When it comes to evaluating investment strategy and performance, the wealthy and their advisors may be using the wrong measuring stick.

SEI has announced the findings of a recent survey, which reveals insight into the investment knowledge of ultra-high-net-worth individuals (UHNWI) highlighting a misunderstanding of investment strategies as well as uncovering technological expectations and confidence in wealth management approaches.
The majority of survey participants show confidence in their personal finance expertise, with two-thirds claiming they have extensive or considerable knowledge of financial and investment management. While over half (56 per cent) report that their primary investment strategy revolves around index benchmarks, 40 per cent indicate their primary strategies are for their investments to fulfil personal and/or financial goals. A two-thirds majority also claim they are familiar with a goals-based investing (GBI) approach, which designs portfolios to meet a specific return, risk, and time horizon target for an investor’s defined financial goals. However, at 44 per cent, close to half inaccurately define the concept as a measure of benchmark performance.

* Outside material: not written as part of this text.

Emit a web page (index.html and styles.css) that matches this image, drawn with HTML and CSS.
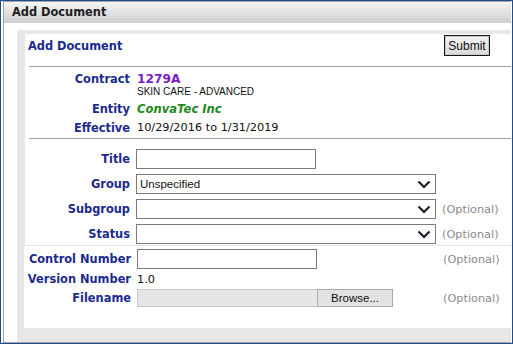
FILE: index.html
```html
<!DOCTYPE html>
<html lang="en">
<head>
  <meta charset="UTF-8" />
  <title>Add Document</title>
  <link rel="stylesheet" href="styles.css">
</head>
<body>
  <div class="window">
    <div class="panel">
      <div class="panel-head">Add Document</div>
      <div class="panel-body">
        <div class="well">
          <div class="sheet">
            <div class="sheet-top">
              <div class="sheet-title">Add Document</div>
              <button class="submit">Submit</button>
            </div>

            <div class="info">
              <div class="label">Contract</div>
              <div class="contract">1279A</div>
              <div></div>
              <div class="plan">SKIN CARE - ADVANCED</div>
              <div class="label gap-entity">Entity</div>
              <div class="entity gap-entity">ConvaTec Inc</div>
              <div class="label gap-effective">Effective</div>
              <div class="value gap-effective">10/29/2016 to 1/31/2019</div>
            </div>

            <div class="fields">
              <div class="label">Title</div>
              <div class="field"><input type="text" class="text-in" /></div>
              <div></div>

              <div class="label">Group</div>
              <div class="field">
                <div class="select">Unspecified
                  <svg width="14" height="9" viewBox="0 0 14 9"><path d="M1.5 1.5 L7 7 L12.5 1.5" fill="none" stroke="#1b1b2a" stroke-width="2.2"/></svg>
                </div>
              </div>
              <div></div>

              <div class="label">Subgroup</div>
              <div class="field">
                <div class="select">
                  <svg width="14" height="9" viewBox="0 0 14 9"><path d="M1.5 1.5 L7 7 L12.5 1.5" fill="none" stroke="#1b1b2a" stroke-width="2.2"/></svg>
                </div>
              </div>
              <div class="optional">(Optional)</div>

              <div class="label">Status</div>
              <div class="field">
                <div class="select">
                  <svg width="14" height="9" viewBox="0 0 14 9"><path d="M1.5 1.5 L7 7 L12.5 1.5" fill="none" stroke="#1b1b2a" stroke-width="2.2"/></svg>
                </div>
              </div>
              <div class="optional">(Optional)</div>
            </div>
          </div>

          <div class="sheet sheet-extra">
            <div class="fields fields-extra">
              <div class="label">Control Number</div>
              <div class="field"><input type="text" class="text-in" /></div>
              <div class="optional">(Optional)</div>

              <div class="label">Version Number</div>
              <div class="value">1.0</div>
              <div></div>

              <div class="label">Filename</div>
              <div class="field">
                <div class="file"><span class="file-box"></span><span class="browse">Browse...</span></div>
              </div>
              <div class="optional">(Optional)</div>
            </div>
          </div>
        </div>
      </div>
    </div>
  </div>
</body>
</html>
```

FILE: styles.css
```css
body {
  margin: 0;
  font-family: 'DejaVu Sans', Verdana, sans-serif;
  font-size: 11.3px;
  background: #ffffff;
}
.window {
  width: 513px;
  height: 344px;
  box-sizing: border-box;
  border: 1px solid #1d4c8a;
  padding: 0 1px 0 2px;
  background: #ffffff;
}
.panel {
  height: 342px;
  box-sizing: border-box;
  border: 1px solid #a3a3a3;
  border-right: none;
  display: flex;
  flex-direction: column;
}
.panel-head {
  height: 21px;
  line-height: 21px;
  padding-left: 8px;
  background: linear-gradient(to bottom, #f5f5f5, #cfcdd0);
  color: #1e1e1e;
  font-weight: bold;
  font-size: 11.4px;
}
.panel-body {
  flex: 1;
  padding: 7px 0 0 13px;
  background: #ffffff;
  display: flex;
}
.well {
  flex: 1;
  background: #e7e7e7;
  padding: 4px 0 14px 7px;
  display: flex;
  flex-direction: column;
}
.sheet {
  background: #ffffff;
  margin-left: 1px;
}
.sheet-top {
  height: 32px;
  display: flex;
  justify-content: space-between;
  align-items: flex-start;
  border-bottom: 1px solid #a0a0a0;
  margin-left: 4px;
}
.sheet-title {
  color: #1b2a8e;
  font-weight: bold;
  font-size: 11.4px;
  margin: 5px 0 0 -1px;
}
.submit {
  margin: 1px 21px 0 0;
  height: 21px;
  width: 46px;
  padding: 0;
  border: 1px solid #151515;
  box-shadow: inset 0 0 0 1px #c8c8c8;
  background: linear-gradient(to bottom, #f3f3f3, #dadada);
  font-family: 'Liberation Sans', Arial, sans-serif;
  font-size: 12px;
  color: #111;
}
.label {
  color: #1b2a8e;
  font-weight: bold;
  font-size: 11.4px;
  text-align: right;
  white-space: nowrap;
}
.info {
  display: grid;
  grid-template-columns: 101px 1fr;
  column-gap: 7px;
  grid-template-rows: 13px 13px auto auto;
  align-items: center;
  margin-left: 4px;
  padding: 5px 0 3px;
  border-bottom: 1px solid #a0a0a0;
}
.contract {
  color: #7a1cc8;
  font-weight: bold;
  font-size: 12.2px;
}
.plan {
  font-family: 'Liberation Sans', Arial, sans-serif;
  font-size: 10px;
  color: #111;
}
.entity {
  color: #1c8a1c;
  font-weight: bold;
  font-style: italic;
  font-size: 11.6px;
}
.gap-entity {
  margin-top: 4px;
  line-height: 14px;
}
.gap-effective {
  margin-top: 5px;
  line-height: 14px;
}
.value {
  color: #111;
}
.fields {
  display: grid;
  grid-template-columns: 101px 300px auto;
  column-gap: 6px;
  row-gap: 5px;
  grid-auto-rows: 20px;
  align-items: center;
  margin-left: 4px;
  padding: 10px 0 1px;
}
.text-in {
  width: 180px;
  height: 20px;
  box-sizing: border-box;
  border: 1px solid #7a7a7a;
  margin: 0;
  padding: 0;
  display: block;
}
.select {
  height: 20px;
  box-sizing: border-box;
  border: 1px solid #7a7a7a;
  display: flex;
  align-items: center;
  justify-content: space-between;
  padding: 0 4px 0 3px;
  font-family: 'Liberation Sans', Arial, sans-serif;
  font-size: 11.5px;
  color: #111;
}
.select svg {
  margin-left: auto;
}
.optional {
  color: #8a8a8a;
}
.sheet-extra {
  margin-left: 0;
  flex: 1;
  border-top: 1px solid #e4e4e4;
}
.fields-extra {
  grid-template-columns: 106px 300px auto;
  grid-template-rows: 20px 16px 18px;
  row-gap: 2px;
  padding: 3px 0 0;
  margin-left: 1px;
}
.file {
  display: flex;
  height: 18px;
}
.file-box {
  width: 180px;
  box-sizing: border-box;
  background: #e6e6e6;
  border: 1px solid #c6c6c6;
  border-right: none;
}
.browse {
  width: 76px;
  box-sizing: border-box;
  border: 1px solid #aaaaaa;
  background: #e2e2e2;
  font-family: 'Liberation Sans', Arial, sans-serif;
  font-size: 11.5px;
  text-align: center;
  line-height: 16px;
  color: #111;
}
```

“There appears to be a substantial need for education around investment strategies, especially in understanding a true goals-based investment approach,” says Michael Farrell, Managing Director of SEI Private Wealth Management. “Short-term portfolio performance gives clients a false sense of confidence. If they beat the benchmark, but can’t buy that dream home, their approach has failed. It’s vital for them to be able to determine and anticipate long-term wants and needs, and to ensure their advisors are successfully employing the right strategy that delivers on tomorrow’s goals.”
This seemingly positive data is contradicted by the 56 per cent of advisor-exclusive investors who define GBI as a measure of performance.  More than half (51 per cent) of those survey participants who are unfamiliar with GBI or unsure whether their advisors take that approach indicate they are in favour of it. In fact, they claim that it’s extremely or very important that their investments measure progress toward personal and/or financial goals, rather than just performance.

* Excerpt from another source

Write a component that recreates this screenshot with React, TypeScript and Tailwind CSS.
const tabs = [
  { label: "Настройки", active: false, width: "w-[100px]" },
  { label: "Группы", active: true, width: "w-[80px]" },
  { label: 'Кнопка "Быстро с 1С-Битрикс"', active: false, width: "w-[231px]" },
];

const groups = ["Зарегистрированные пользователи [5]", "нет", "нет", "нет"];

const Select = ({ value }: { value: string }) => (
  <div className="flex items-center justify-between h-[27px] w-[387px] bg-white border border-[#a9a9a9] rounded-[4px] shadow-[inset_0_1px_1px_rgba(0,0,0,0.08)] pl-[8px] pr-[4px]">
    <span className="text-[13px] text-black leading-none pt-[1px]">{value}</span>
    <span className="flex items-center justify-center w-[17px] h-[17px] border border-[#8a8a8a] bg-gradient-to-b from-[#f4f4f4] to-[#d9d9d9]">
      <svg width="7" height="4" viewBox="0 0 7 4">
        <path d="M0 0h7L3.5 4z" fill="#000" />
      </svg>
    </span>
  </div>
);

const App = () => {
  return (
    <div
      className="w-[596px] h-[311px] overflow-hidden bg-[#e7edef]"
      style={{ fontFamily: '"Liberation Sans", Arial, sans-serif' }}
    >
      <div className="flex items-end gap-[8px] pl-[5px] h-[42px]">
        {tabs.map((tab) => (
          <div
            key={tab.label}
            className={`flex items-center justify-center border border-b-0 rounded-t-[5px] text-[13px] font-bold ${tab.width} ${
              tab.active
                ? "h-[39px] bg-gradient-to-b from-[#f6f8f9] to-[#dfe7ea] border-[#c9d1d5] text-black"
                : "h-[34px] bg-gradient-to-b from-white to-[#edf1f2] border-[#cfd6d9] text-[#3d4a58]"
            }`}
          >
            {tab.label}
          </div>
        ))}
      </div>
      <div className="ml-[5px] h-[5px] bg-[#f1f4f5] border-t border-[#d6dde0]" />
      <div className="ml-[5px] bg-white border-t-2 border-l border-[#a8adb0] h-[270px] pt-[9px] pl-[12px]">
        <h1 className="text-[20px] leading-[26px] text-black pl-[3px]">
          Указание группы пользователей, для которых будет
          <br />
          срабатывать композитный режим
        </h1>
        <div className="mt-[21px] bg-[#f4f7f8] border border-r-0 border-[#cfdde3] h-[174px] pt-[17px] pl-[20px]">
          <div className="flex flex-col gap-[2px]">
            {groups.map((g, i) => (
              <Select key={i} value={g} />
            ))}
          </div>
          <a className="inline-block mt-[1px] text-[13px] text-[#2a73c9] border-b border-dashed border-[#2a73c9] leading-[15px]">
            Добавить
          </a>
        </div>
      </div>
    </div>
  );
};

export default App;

“There is a strong disconnect between consumers’ intended investment purpose and their understanding of how to achieve those goals over the long-term,” says Jeff Ladouceur, Director of SEI Private Wealth Management. “If investors do not understand goals-based investing themselves, how can they be sure their financial advisors are using that approach when managing their wealth?”
Looking to the digital world with a significant dependence on technology, 69 per cent of respondents said it is extremely or very important that their financial advisor use and/or provide the latest technologies. With two-thirds expecting the ability to interact with their advisors remotely, only 29 per cent said that service is provided by their advisors. Additionally, more than half (51 per cent) require the ability to track and measure progress toward goals themselves, while 43 per cent said it is provided.

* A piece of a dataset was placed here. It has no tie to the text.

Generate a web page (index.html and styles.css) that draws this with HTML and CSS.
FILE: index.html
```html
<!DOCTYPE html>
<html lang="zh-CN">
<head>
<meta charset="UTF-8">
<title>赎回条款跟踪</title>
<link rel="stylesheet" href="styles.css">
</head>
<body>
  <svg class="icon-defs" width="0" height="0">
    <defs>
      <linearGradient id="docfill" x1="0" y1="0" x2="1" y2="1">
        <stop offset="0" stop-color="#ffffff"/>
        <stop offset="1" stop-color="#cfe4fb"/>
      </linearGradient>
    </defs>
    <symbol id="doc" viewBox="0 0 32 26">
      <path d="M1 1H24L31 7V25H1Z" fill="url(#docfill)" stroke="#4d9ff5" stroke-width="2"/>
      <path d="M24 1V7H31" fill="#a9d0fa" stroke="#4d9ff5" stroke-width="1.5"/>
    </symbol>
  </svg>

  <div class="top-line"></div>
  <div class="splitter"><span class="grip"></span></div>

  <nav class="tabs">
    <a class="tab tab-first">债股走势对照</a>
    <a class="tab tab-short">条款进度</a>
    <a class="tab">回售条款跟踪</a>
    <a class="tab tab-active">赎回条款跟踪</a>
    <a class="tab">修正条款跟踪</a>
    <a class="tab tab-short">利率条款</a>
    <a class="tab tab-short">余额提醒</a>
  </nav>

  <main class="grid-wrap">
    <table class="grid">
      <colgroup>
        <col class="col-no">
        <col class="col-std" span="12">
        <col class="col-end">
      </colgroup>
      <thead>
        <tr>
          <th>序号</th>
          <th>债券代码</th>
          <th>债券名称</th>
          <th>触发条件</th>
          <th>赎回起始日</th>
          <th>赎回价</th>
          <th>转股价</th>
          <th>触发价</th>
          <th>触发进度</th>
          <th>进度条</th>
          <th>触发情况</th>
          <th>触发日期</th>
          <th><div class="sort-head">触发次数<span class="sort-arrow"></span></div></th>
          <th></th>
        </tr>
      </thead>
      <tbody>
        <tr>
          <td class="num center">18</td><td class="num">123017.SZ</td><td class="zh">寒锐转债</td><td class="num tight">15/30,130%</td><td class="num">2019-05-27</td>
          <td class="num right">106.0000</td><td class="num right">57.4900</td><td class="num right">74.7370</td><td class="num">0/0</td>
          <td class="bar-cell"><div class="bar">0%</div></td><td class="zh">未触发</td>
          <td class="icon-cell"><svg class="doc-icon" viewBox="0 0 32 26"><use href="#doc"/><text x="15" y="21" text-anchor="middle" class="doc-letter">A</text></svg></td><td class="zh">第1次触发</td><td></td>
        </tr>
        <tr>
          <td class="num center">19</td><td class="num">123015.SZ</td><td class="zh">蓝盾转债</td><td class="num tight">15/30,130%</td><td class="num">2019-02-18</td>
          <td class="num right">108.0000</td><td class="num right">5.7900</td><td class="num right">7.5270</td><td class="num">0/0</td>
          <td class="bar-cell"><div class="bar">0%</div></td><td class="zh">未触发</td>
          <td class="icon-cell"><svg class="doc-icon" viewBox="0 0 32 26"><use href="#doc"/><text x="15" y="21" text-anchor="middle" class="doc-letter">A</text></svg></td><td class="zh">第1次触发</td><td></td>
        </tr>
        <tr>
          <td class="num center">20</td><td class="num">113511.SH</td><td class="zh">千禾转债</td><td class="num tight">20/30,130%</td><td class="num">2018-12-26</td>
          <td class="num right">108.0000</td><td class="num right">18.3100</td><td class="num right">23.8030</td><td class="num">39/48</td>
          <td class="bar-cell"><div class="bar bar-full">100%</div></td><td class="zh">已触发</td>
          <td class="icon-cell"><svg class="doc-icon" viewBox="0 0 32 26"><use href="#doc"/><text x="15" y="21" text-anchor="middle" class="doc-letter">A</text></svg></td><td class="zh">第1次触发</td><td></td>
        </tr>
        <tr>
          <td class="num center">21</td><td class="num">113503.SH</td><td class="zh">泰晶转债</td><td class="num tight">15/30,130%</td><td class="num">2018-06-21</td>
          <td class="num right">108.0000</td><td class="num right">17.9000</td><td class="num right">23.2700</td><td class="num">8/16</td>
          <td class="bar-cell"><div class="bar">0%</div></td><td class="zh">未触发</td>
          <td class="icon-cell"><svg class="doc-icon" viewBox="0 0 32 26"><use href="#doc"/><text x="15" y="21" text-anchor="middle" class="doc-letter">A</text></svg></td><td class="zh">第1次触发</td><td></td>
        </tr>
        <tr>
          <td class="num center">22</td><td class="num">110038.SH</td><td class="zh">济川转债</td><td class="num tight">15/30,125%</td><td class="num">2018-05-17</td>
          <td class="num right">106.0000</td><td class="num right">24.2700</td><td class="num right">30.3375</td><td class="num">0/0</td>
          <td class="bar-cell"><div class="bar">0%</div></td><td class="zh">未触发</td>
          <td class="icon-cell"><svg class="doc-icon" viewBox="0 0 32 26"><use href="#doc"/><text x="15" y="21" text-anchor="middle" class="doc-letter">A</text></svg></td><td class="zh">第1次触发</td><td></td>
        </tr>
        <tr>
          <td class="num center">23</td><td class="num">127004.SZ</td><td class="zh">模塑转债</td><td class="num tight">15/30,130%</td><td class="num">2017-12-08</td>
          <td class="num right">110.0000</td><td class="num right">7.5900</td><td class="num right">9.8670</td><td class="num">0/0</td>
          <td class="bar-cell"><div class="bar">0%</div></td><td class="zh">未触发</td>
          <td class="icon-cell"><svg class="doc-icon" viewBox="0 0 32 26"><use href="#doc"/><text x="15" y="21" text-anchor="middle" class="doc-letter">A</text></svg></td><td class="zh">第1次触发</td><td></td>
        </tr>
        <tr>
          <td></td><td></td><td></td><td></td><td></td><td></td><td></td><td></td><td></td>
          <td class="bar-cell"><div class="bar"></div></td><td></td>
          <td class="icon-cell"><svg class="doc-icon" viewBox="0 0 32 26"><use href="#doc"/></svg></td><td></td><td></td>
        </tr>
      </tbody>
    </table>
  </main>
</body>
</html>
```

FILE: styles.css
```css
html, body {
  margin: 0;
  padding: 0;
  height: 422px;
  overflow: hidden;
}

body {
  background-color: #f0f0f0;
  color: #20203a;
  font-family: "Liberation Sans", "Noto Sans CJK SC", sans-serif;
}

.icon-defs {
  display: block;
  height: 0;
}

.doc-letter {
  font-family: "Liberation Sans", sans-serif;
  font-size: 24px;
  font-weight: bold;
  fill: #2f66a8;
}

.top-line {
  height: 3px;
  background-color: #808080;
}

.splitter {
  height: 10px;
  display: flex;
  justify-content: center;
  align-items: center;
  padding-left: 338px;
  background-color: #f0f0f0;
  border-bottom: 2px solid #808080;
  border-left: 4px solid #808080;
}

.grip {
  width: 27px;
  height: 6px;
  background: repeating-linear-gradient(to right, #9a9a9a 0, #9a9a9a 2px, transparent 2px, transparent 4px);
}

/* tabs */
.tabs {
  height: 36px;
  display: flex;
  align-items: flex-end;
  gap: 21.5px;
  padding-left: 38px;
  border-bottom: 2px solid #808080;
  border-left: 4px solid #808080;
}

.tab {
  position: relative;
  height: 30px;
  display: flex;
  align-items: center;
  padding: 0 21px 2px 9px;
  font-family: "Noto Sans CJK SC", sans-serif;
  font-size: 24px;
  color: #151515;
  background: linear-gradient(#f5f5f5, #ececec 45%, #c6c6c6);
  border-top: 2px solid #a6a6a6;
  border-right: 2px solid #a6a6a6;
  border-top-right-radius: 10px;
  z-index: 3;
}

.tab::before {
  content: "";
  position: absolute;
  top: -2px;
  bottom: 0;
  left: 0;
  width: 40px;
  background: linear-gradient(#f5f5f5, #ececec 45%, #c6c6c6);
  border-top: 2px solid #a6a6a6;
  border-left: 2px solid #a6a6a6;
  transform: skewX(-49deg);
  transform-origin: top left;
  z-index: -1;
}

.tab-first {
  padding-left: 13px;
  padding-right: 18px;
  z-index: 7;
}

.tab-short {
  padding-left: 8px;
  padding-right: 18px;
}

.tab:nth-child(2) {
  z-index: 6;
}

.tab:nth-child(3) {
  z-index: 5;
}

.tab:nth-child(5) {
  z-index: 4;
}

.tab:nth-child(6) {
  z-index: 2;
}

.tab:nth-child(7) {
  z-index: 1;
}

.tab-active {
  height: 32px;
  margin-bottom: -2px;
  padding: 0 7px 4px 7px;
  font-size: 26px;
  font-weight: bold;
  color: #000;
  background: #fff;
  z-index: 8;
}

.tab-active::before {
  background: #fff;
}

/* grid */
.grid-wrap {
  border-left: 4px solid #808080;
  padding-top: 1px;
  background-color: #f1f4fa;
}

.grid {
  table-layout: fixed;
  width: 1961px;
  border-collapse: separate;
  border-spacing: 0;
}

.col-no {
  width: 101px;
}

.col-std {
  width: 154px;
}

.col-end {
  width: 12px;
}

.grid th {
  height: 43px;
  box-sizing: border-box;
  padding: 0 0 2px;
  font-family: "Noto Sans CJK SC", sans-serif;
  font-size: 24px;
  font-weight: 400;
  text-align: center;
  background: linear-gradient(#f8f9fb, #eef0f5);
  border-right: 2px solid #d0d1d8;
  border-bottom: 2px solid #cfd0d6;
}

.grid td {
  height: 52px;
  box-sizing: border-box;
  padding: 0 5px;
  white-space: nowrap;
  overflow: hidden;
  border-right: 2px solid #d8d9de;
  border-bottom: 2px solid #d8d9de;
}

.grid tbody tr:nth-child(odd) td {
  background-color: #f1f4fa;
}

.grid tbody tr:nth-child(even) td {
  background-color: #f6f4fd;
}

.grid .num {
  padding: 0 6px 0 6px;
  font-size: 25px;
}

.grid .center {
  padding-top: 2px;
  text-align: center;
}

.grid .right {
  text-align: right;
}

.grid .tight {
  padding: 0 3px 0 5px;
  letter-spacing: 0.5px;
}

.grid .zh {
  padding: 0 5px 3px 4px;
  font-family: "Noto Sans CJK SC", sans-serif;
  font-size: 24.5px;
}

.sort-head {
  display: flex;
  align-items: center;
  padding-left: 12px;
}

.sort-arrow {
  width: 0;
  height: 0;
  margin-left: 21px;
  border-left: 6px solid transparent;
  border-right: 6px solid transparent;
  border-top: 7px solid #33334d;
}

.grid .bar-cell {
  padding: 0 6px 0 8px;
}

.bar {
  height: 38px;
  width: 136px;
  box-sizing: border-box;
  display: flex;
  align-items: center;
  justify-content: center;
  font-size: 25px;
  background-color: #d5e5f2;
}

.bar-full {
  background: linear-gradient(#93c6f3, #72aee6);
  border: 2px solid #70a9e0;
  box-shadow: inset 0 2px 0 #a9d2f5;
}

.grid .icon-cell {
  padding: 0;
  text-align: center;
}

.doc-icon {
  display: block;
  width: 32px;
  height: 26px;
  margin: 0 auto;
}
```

Ranking the greatest technological benefits, 29 per cent and 28 per cent of survey participants asserted technology helps them make better decisions and be more self-sufficient, respectively. More than a third utilises a robo-adviser to help manage their investments.
“There’s growing reliance on financial services technology, which supports consumers’ need for transparency in wealth management,” said Farrell. “Transparency is integral to employ a true goals-based strategy because it provides clients the ability to hold their advisors accountable. Technology gives them a front-row seat to monitor their investments and align their wealth with their goals.”